AVC: The fear of getting consumed by a mass is very relatable.

SP: Yeah, and I think you can trace that fear throughout all of our films. They’re all about a loss of identity—a sort of forcing of a mass identity on one thing or one person. Shaun is facing being consumed by conformism and chased by zombies at the same time. In Hot Fuzz, it’s about the NWA [Neighborhood Watch Association] forcing its identity on a town. If you cross the zombies from Shaun with the NWA you end up with what the guys are facing in World’s End. This very wayward individual like Gary King [Pegg’s character] becomes a kind of spokesperson for humanity.

EW: Like you said, there’s a lot of metaphors you can apply to this genre. And we like the idea of saying something about the evils of homogenized branding—the faux-folksy branding that you get in various chains, be it bars or coffee shops. It’s a funny thing to rail against.

AVC: Unlike many contemporary comedies, which incorporate a lot of improvisation, your films are very precise.

EW: It’s funny, you’re actually one of the first people who’s said that. Most people ask if it’s improvised, which kind of baffles me because it is very precise. We write the script and we rehearse the script and occasionally we bring in lines during the rehearsal process. But it is a very precise script because we try not to have repetition of dialogue, or if there is repetition, it’s very specific running jokes that usually come in threes.

AVC: You’ve called The World’s End the closing chapter of your trilogy. But we can assume you’ll all work together again, right?

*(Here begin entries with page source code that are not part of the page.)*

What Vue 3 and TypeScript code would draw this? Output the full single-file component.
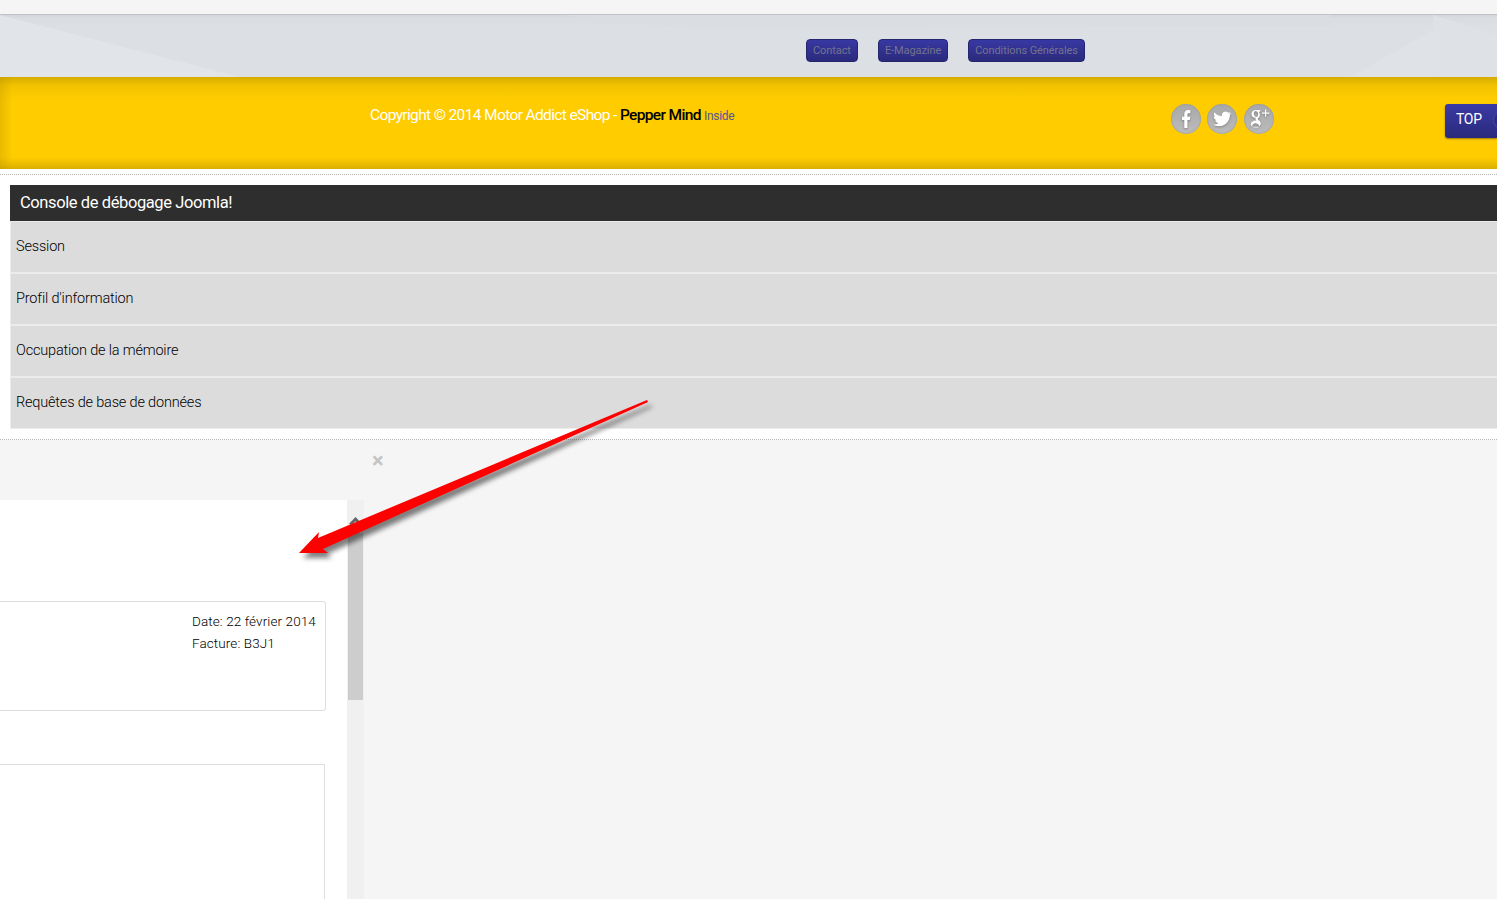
<script setup lang="ts">
const links = ['Contact', 'E-Magazine', 'Conditions Générales']
const rows = ['Session', "Profil d'information", 'Occupation de la mémoire', 'Requêtes de base de données']
</script>

<template>
  <div class="page">
    <div class="topstrip"></div>
    <nav class="band">
      <svg class="facets" viewBox="0 0 1497 62" preserveAspectRatio="none" aria-hidden="true">
        <polygon points="0,0 240,62 0,62" fill="#e1e4e9" />
        <polygon points="560,0 1330,0 1330,10 700,14" fill="#dadde1" />
        <polygon points="1350,62 1433,15 1433,62" fill="#dfe2e6" />
        <polygon points="1433,0 1497,20 1497,62 1433,62" fill="#dee1e5" />
      </svg>
      <a v-for="l in links" :key="l" class="pill">{{ l }}</a>
    </nav>
    <footer class="gold">
      <p class="copy">Copyright © 2014 Motor Addict eShop - <b>Pepper Mind</b> <span>Inside</span></p>
      <div class="social">
        <span class="disc">
          <svg viewBox="0 0 30 30"><path d="M16.400 24v-8h2.400l.4-3.200h-2.800v-2c0-1 .3-1.600 1.500-1.600h1.400V6.200c-.3 0-1.100-.2-2.200-.2-2.300 0-3.800 1.600-3.800 4.300v2.500h-2.300V16h2.300v8z" fill="#fff"/></svg>
        </span>
        <span class="disc">
          <svg viewBox="0 0 30 30"><path d="M24 9.200c-.7.300-1.400.5-2.100.6.800-.5 1.300-1.200 1.600-2-.7.400-1.500.7-2.300.9a3.700 3.700 0 0 0-6.300 3.400C11.800 11.900 9.100 10.500 7.300 8.200c-1 1.700-.5 3.800 1.100 4.900-.6 0-1.200-.2-1.700-.5 0 1.800 1.300 3.300 3 3.700-.5.100-1.100.2-1.700.1.500 1.500 1.900 2.500 3.500 2.600-1.600 1.200-3.500 1.800-5.500 1.600 5.800 3.500 12 1.200 14.900-3.200 1.500-2.200 2.100-4.700 2-6.700.7-.5 1.300-1.100 1.800-1.800z" fill="#fff"/></svg>
        </span>
        <span class="disc third">
          <svg viewBox="0 0 30 30"><path d="M16.500 6H11.800C9.300 6 7.400 7.800 7.400 10c0 2.200 1.700 3.800 3.800 3.800h.6c-.2.400-.3.800-.3 1.200 0 .7.300 1.100.8 1.500-3.300.1-5.500 1.900-5.500 3.900 0 2 2 3.200 4.600 3.200 3.200 0 5.300-2 5.300-4.100 0-1.600-.8-2.400-2-3.300-.5-.4-1-.9-1-1.300 0-1 2.200-1.500 2.200-4 0-1.400-.7-2.500-1.400-3.100h1.400zM12.300 13c-1.300 0-2.300-1.400-2.500-3-.2-1.700.6-2.900 1.900-2.900s2.300 1.400 2.500 3c.2 1.700-.6 2.900-1.900 2.900zM11.500 24.100c-2 0-3.300-1-3.300-2.400s1.700-2.400 3.500-2.400c2.200.7 3.400 1.300 3.400 2.500 0 1.400-1.300 2.300-3.600 2.300z" fill="#fff"/><path d="M21 5.500v3h-3v1.200h3v3h1.200v-3h3V8.500h-3v-3z" fill="#fff"/></svg>
        </span>
      </div>
      <a class="top">TOP<i></i></a>
    </footer>
    <div class="whitearea">
      <hr class="dash first" />
      <section class="console">
        <h2>Console de débogage Joomla!</h2>
        <div v-for="r in rows" :key="r" class="row">{{ r }}</div>
      </section>
      <hr class="dash second" />
    </div>
    <main class="lower">
      <div class="closebar"><span class="x">×</span></div>
      <div class="modal">
        <div class="modalbody">
          <div class="card info">
            <div class="meta">
              <div>Date: 22 février 2014</div>
              <div>Facture: B3J1</div>
            </div>
          </div>
          <div class="card blank"></div>
        </div>
        <div class="track"><div class="thumb"></div></div>
      </div>
    </main>
    <svg class="arrow" viewBox="0 0 1497 899" aria-hidden="true">
      <defs>
        <filter id="blur" x="-20%" y="-20%" width="140%" height="140%"><feGaussianBlur stdDeviation="2.500" /></filter>
      </defs>
      <polygon points="303,558 323,537 322,543 651,405 652,407 327,554 332,558" fill="#000" opacity=".5" filter="url(#blur)" />
      <polygon points="299,553 319,532 318,538 647,400 648,402 323,549 328,553" fill="#ff0000" />
    </svg>
  </div>
</template>

<style>
html, body { margin: 0; background: #f5f5f5; }
</style>

<style scoped>
.page { position: relative; width: 1497px; height: 899px; overflow: hidden; background: #f5f5f5; font-family: "Roboto", "Liberation Sans", sans-serif; color: #000; }
.topstrip { height: 14px; background: #f5f5f5; }
.band { position: relative; height: 63px; box-sizing: border-box; display: flex; align-items: flex-start; gap: 20px; padding: 24px 0 0 806px; background: linear-gradient(#d2d5d9 0, #d9dce0 3px, #dcdfe4 12px); border-top: 1px solid #c0c1c5; }
.facets { position: absolute; inset: 0; width: 100%; height: 100%; }
.pill { position: relative; height: 23px; box-sizing: border-box; padding: 0 6px; display: flex; align-items: center; font-size: 11px; letter-spacing: -.08px; color: #73738c; background: linear-gradient(#3838a4, #2a2a7c); border: 1px solid #25256e; border-radius: 4px; white-space: nowrap; }
.gold { position: relative; height: 92px; display: flex; align-items: flex-start; background: linear-gradient(90deg, rgba(190, 150, 0, .35) 0, rgba(190, 150, 0, 0) 12px), linear-gradient(#d5ad00 0, #f2c300 9px, #ffcc00 22px, #ffcc00 80px, #ebbd00 87px, #d9ae00 92px); }
.copy { margin: 29px 0 0 370px; width: 801px; font-size: 15.500px; letter-spacing: -.63px; line-height: 18px; color: #fff; white-space: nowrap; }
.copy b { color: #000; font-weight: 500; letter-spacing: -.65px; }
.copy span { font-size: 12px; letter-spacing: -.3px; color: #56569a; }
.social { display: flex; gap: 6px; margin-top: 27px; }
.disc { width: 30px; height: 30px; border-radius: 50%; background: linear-gradient(#a8a8a8, #bcbcbc); box-shadow: inset 0 0 2px #8f8f8f; display: block; }
.third { margin-left: 1px; }
.disc svg { width: 30px; height: 30px; display: block; filter: drop-shadow(0 1px 1px rgba(0, 0, 0, .3)); }
.top { margin: 27px 0 0 171px; flex: 1; height: 34px; box-sizing: border-box; padding: 0 0 4px 11px; display: flex; align-items: center; font-size: 14px; letter-spacing: -.3px; color: #fff; background: linear-gradient(#3a3aa6, #2a2a7c); border-radius: 3px 0 0 3px; box-shadow: 0 1px 2px rgba(0, 0, 0, .4); position: relative; overflow: hidden; }
.top i { position: absolute; left: 49px; top: 8px; width: 16px; height: 16px; border-radius: 50%; background: #2c2c84; box-shadow: 0 0 0 1px #45459f; }
.whitearea { height: 271px; background: #fff; display: flex; flex-direction: column; }
.dash { margin: 0; border: 0; border-top: 1px dotted #b5b5b5; }
.first { margin-top: 5px; }
.console { margin: 10px 0 0 10px; }
.console h2 { margin: 0; height: 36px; line-height: 35px; padding-left: 10px; font-size: 16.500px; font-weight: 400; letter-spacing: -.4px; color: #fff; background: #2e2e2e; }
.row { height: 52px; box-sizing: border-box; padding: 0 0 2px 5px; display: flex; align-items: center; font-size: 14.500px; font-weight: 300; letter-spacing: -.18px; background: #dcdcdc; border: 1px solid #ececec; border-width: 1px 0 1px 1px; }
.second { margin-top: 10px; }
.lower { height: 460px; }
.closebar { height: 60px; padding: 9px 0 0 372px; box-sizing: border-box; }
.x { font-size: 22px; line-height: 24px; font-weight: 700; color: #c4c4c4; }
.modal { display: flex; width: 364px; height: 399px; }
.modalbody { width: 347px; background: #fff; padding-top: 101px; box-sizing: border-box; }
.card { box-sizing: border-box; background: #fff; border: 1px solid #dedede; border-left: 0; }
.info { width: 326px; height: 110px; border-radius: 0 3px 3px 0; padding: 8px 9px 0 0; display: flex; justify-content: flex-end; font-size: 13.500px; font-weight: 300; letter-spacing: .1px; line-height: 22px; }
.meta { width: 124px; white-space: nowrap; }
.blank { width: 325px; height: 140px; margin-top: 53px; }
.track { width: 17px; background: #f0f0f0; padding: 33px 0 0 1px; box-sizing: border-box; position: relative; }
.track::before { content: ""; position: absolute; left: 4px; top: 19px; width: 6px; height: 6px; border: solid #666; border-width: 3px 0 0 3px; transform: rotate(45deg); }
.thumb { width: 15px; height: 167px; background: #cdcdcd; }
.arrow { position: absolute; left: 0; top: 0; width: 1497px; height: 899px; pointer-events: none; }
</style>
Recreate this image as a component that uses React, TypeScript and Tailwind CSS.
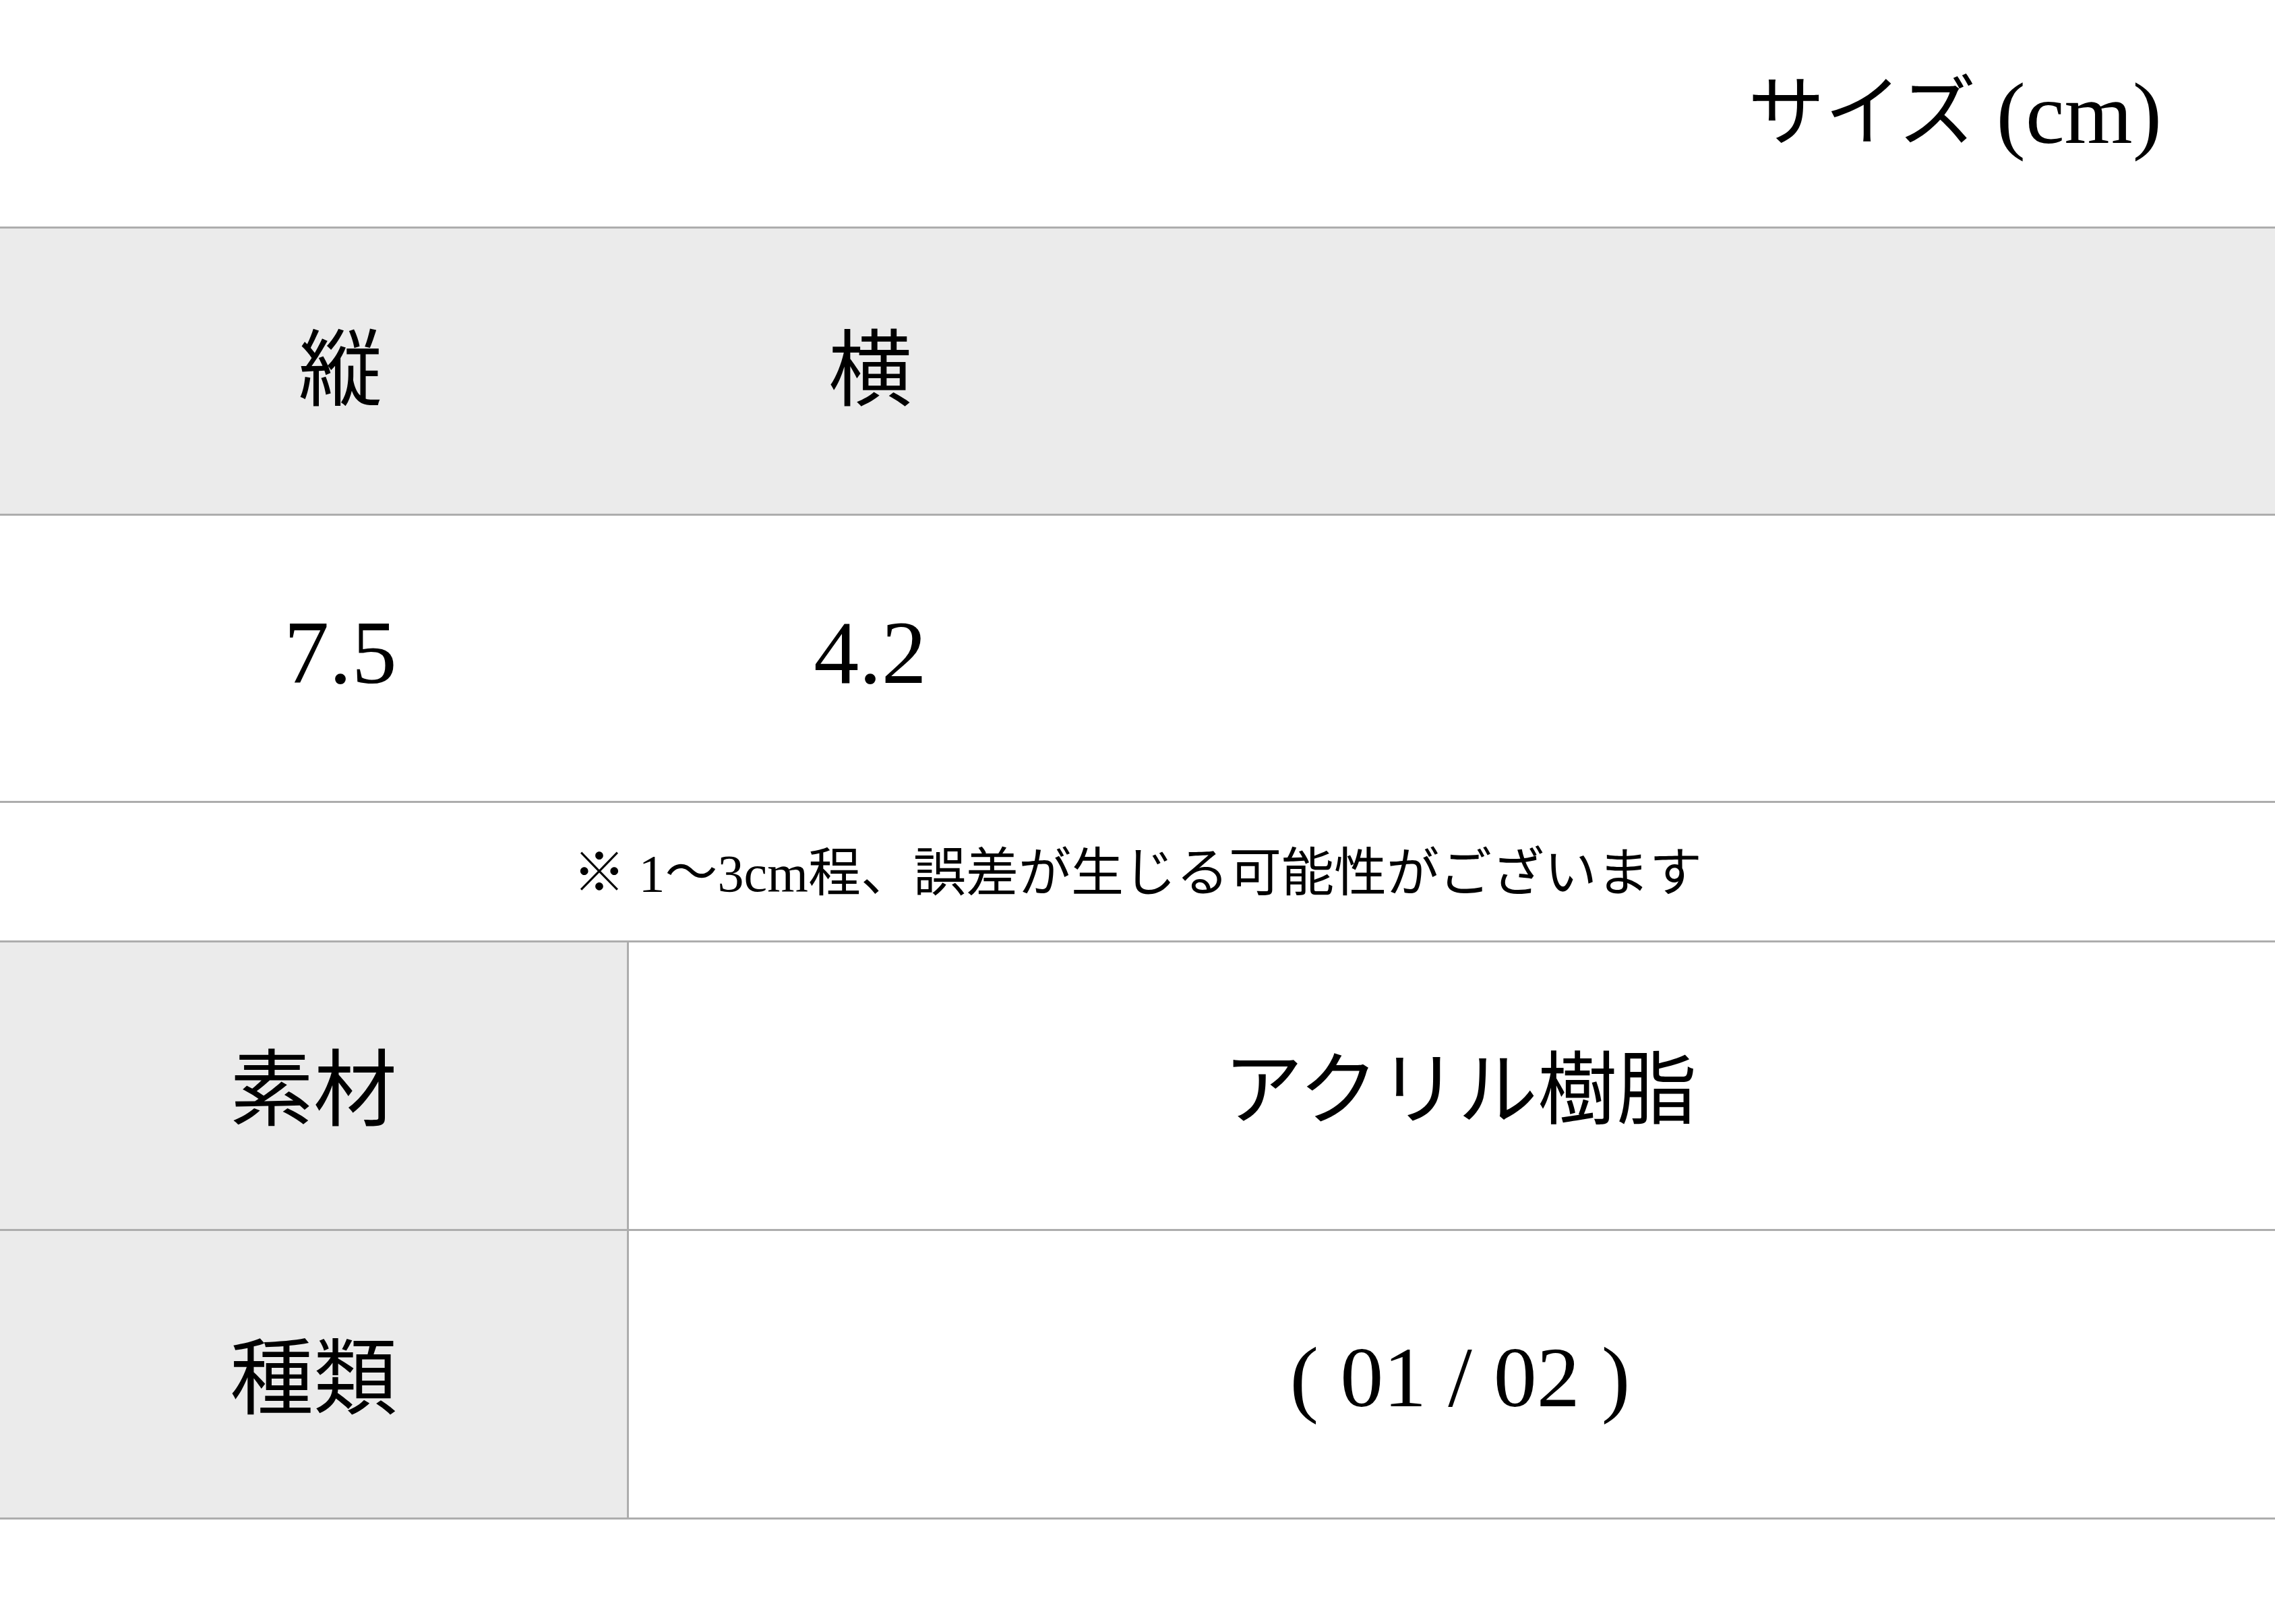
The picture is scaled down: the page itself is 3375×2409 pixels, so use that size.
const serif = "font-['Liberation_Serif','Noto_Sans_CJK_JP',serif]";

function SizeCell({ children }: { children: React.ReactNode }) {
  return (
    <div className="flex w-[786px] items-center justify-center">{children}</div>
  );
}

function SpecRow({
  label,
  value,
  valueClass,
}: {
  label: string;
  value: string;
  valueClass: string;
}) {
  return (
    <div className="flex h-[428px] border-b-[3px] border-[#adadad]">
      <div className="flex w-[933px] items-center justify-center border-r-[3px] border-[#adadad] bg-[#ebebeb] pt-[16px] text-[124px] leading-none">
        {label}
      </div>
      <div
        className={`flex flex-1 items-center justify-center pl-[24px] leading-none ${valueClass}`}
      >
        {value}
      </div>
    </div>
  );
}

export default function App() {
  return (
    <div className={`min-h-[2409px] w-full bg-white text-black ${serif}`}>
      <div className="flex h-[336px] items-center justify-end pr-[168px] leading-none">
        <span className="text-[114px]">サイズ</span>
        <span className="ml-[30px] text-[130px]">(cm)</span>
      </div>

      <div className="flex h-[429px] border-y-[3px] border-[#adadad] bg-[#ebebeb] pl-[112px] text-[124px] leading-none">
        <SizeCell>縦</SizeCell>
        <SizeCell>横</SizeCell>
      </div>

      <div className="flex h-[426px] border-b-[3px] border-[#adadad] pb-[18px] pl-[112px] text-[134px] leading-none">
        <SizeCell>7.5</SizeCell>
        <SizeCell>4.2</SizeCell>
      </div>

      <div className="flex h-[207px] items-center justify-center border-b-[3px] border-[#adadad] pt-[6px] text-[78px] leading-none">
        ※ 1〜3cm程、誤差が生じる可能性がございます
      </div>

      <SpecRow label="素材" value="アクリル樹脂" valueClass="pt-[16px] text-[118px]" />
      <SpecRow label="種類" value="( 01 / 02 )" valueClass="pt-[8px] text-[128px]" />
    </div>
  );
}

EW: Oh, yeah, we’d love to. We made a promise to do a third. When we had the idea for the story, we realized there was a way of linking them all thematically. We wanted to take one of the themes—perpetual adolescence—and wrap it up for good, make it very final. Sort of as an alternative to the American man-child comedy. We thought there was something in those that was off, and there was a way of addressing it by going a little deeper and a bit more raw. Hopefully, with the denouement of this film, people will see that we have a full arc for that kind of subject. That said, it doesn’t mean that when we won’t work together again, we’ll just do something thematically different.